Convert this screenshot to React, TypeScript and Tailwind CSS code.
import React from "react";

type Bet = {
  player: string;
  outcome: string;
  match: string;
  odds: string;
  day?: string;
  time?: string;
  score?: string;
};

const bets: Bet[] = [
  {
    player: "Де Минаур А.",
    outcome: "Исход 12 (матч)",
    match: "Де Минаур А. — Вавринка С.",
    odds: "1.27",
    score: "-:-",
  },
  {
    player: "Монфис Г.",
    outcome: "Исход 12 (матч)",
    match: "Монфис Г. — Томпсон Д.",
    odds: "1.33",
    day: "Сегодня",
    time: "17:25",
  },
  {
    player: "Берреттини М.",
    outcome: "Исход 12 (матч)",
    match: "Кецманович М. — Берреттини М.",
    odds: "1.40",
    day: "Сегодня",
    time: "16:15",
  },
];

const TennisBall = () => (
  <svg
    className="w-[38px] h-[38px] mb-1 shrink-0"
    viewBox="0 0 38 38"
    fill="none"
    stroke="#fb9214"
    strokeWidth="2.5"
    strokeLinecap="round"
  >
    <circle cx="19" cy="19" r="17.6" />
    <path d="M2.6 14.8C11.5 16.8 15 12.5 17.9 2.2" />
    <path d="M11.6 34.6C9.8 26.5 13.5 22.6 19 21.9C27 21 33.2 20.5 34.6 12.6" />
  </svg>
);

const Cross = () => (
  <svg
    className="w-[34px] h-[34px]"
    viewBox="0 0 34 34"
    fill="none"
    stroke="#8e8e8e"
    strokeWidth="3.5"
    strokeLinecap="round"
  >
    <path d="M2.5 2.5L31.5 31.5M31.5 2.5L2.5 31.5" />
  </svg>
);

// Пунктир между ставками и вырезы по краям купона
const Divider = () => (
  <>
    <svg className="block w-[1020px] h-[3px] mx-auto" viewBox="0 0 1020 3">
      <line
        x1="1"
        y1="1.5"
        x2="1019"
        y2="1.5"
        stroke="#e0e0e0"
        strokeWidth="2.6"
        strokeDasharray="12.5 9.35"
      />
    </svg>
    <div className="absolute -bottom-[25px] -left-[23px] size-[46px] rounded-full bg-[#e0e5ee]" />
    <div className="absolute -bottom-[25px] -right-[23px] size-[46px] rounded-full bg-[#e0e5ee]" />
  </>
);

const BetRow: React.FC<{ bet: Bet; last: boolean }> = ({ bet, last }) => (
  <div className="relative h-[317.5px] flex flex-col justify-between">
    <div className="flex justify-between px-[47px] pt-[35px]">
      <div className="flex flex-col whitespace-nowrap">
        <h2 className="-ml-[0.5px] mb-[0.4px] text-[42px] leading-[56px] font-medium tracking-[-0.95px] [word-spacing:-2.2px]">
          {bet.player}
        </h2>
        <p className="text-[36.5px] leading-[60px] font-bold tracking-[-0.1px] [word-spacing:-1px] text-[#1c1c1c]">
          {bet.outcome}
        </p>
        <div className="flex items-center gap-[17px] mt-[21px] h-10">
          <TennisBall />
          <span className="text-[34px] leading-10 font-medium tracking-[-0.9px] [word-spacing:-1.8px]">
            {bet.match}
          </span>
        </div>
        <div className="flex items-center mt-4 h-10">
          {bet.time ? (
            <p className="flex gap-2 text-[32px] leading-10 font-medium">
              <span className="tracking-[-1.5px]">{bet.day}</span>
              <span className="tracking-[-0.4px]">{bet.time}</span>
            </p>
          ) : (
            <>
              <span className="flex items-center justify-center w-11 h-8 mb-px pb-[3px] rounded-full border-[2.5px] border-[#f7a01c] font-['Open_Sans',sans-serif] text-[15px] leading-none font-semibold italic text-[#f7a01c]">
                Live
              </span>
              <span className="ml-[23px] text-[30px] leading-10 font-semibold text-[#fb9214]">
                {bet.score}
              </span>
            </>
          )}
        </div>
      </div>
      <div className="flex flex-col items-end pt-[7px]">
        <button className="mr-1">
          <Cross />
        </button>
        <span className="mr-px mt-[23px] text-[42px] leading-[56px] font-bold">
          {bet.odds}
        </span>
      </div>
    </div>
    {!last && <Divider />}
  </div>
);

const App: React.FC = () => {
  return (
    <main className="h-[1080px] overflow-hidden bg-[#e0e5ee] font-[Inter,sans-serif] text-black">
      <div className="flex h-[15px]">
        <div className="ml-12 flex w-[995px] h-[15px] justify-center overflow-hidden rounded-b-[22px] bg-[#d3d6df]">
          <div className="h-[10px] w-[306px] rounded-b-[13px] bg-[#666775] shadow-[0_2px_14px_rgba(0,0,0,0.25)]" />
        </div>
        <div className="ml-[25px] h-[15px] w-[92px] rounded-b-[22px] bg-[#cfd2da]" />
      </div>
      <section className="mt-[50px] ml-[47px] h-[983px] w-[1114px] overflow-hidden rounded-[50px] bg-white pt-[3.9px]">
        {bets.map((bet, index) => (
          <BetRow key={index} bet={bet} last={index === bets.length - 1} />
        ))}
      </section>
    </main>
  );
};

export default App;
---
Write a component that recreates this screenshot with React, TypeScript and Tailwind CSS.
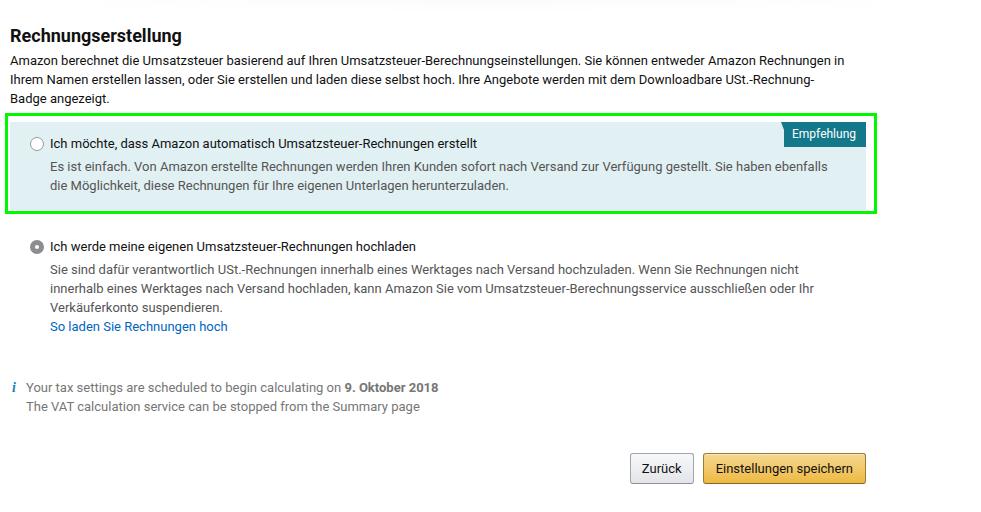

STATED TASK: Copy each line of the records above that carries the word "this".

IN RESPONSE:
Convert this screenshot to React, TypeScript and Tailwind CSS code.
Write a component that recreates this screenshot with React, TypeScript and Tailwind CSS.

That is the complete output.